Last Updated on Wednesday, 18 September 2024, 22:07 by Writer
Jamaica is eyeing the possibility of leveraging its special economic zone (SEZ) to cash in on Guyana’s oil sector by offering logistics services due to the shallow-draught of Port Georgetown, that island’s Minister of Industry, Investment, & Commerce, Aubyn Hill said Wednesday.
With 11.6 billion barrels of oil equivalent to be extracted and Guyana’s lack of capacity to accommodate large vessels with heavy cargo, Mr Hill said Jamaica would be positioning itself to offer such services to the oil-rich South American nation.

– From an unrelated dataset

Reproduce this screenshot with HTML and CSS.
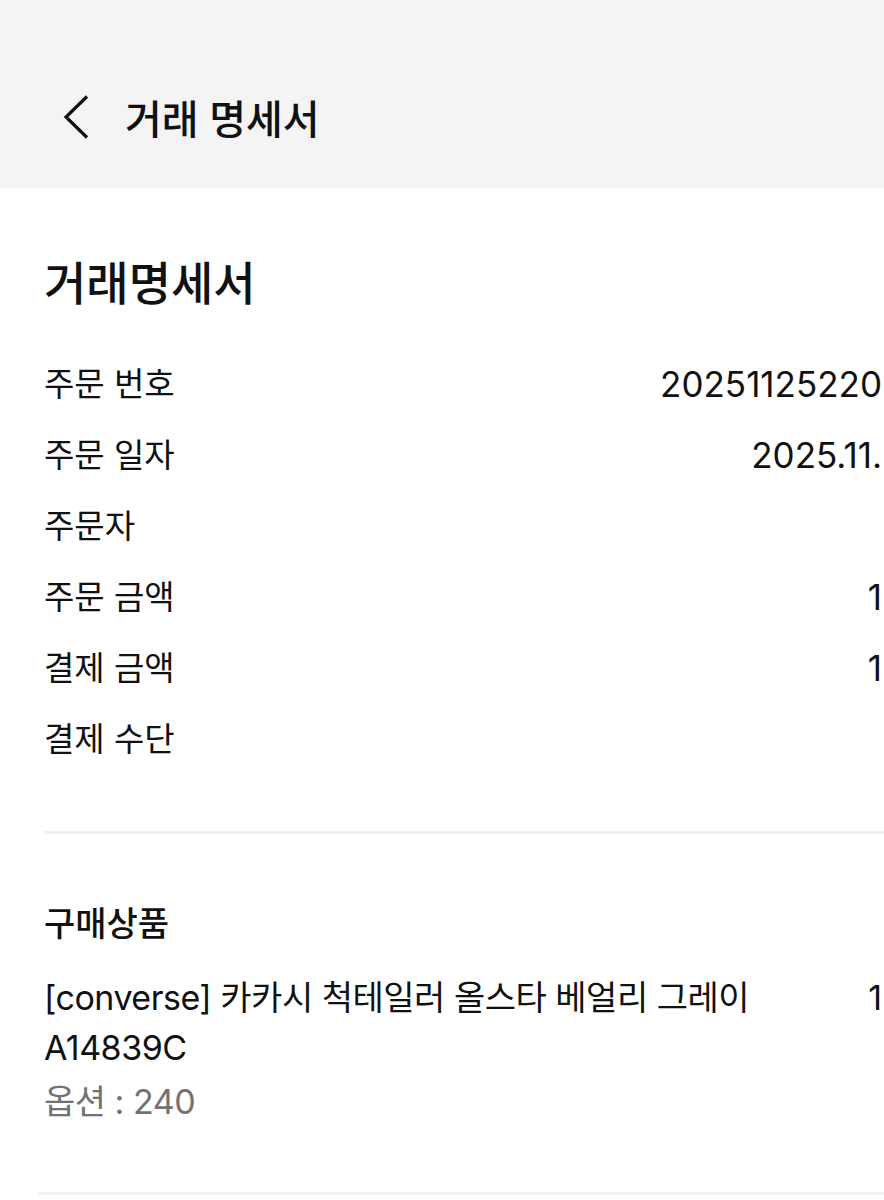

“The draught in Guyana – Port Georgetown – is 4 to 6 metres. You can’ take big ships in there so where it must come from? Kingston: The special economic zone. You guys get together, talk it up, make sure people invest because all the break bulk will have to happen here in Kingston,” he told a weekly post-cabinet news conference.
Mr Hill did not discount some of the large shipments to Guyana happening in Florida but said Jamaica needed to make every effort to position itself for the Guyana market. “We need to get that done as a growth area,” he said.
He said after certain legislation is passed, Jamaica would be offering services that Guyana’s oil sector needs. “We have the skills that they don’t now have,” he said, projecting that Guyana’s population would triple in another five years “because the money is coming in (and) we must be there.”
With that island’s banana and bauxite industry having declined, he said Jamaica now had to transform some of its real estate into becoming a logistics hub. “We have to use land well. Land is right next to the port,” he said.
The Jamaican Minister said his country was on a drive to further expand its services sector to other Caribbean nations, with inroads already being made in Trinidad and Tobago, Guyana, and the Dominican Republic. The prospects, he said, also looked good in Colombia.
The country also wants to export large quantities of ackee, mangoes and breadfruit flour which is gluten-free, he said.
On account of Jamaica’s small per capita gross domestic product (GDP) of just below US$7,000 and low prospects of the population doubling to 6 million in another 25 to 30 years, he said his country needed to capitalise on foreign markets. “If we have a small per capita GDP and we have a small population, the only way we are going to grow is if we go and find foreign markets,” he said.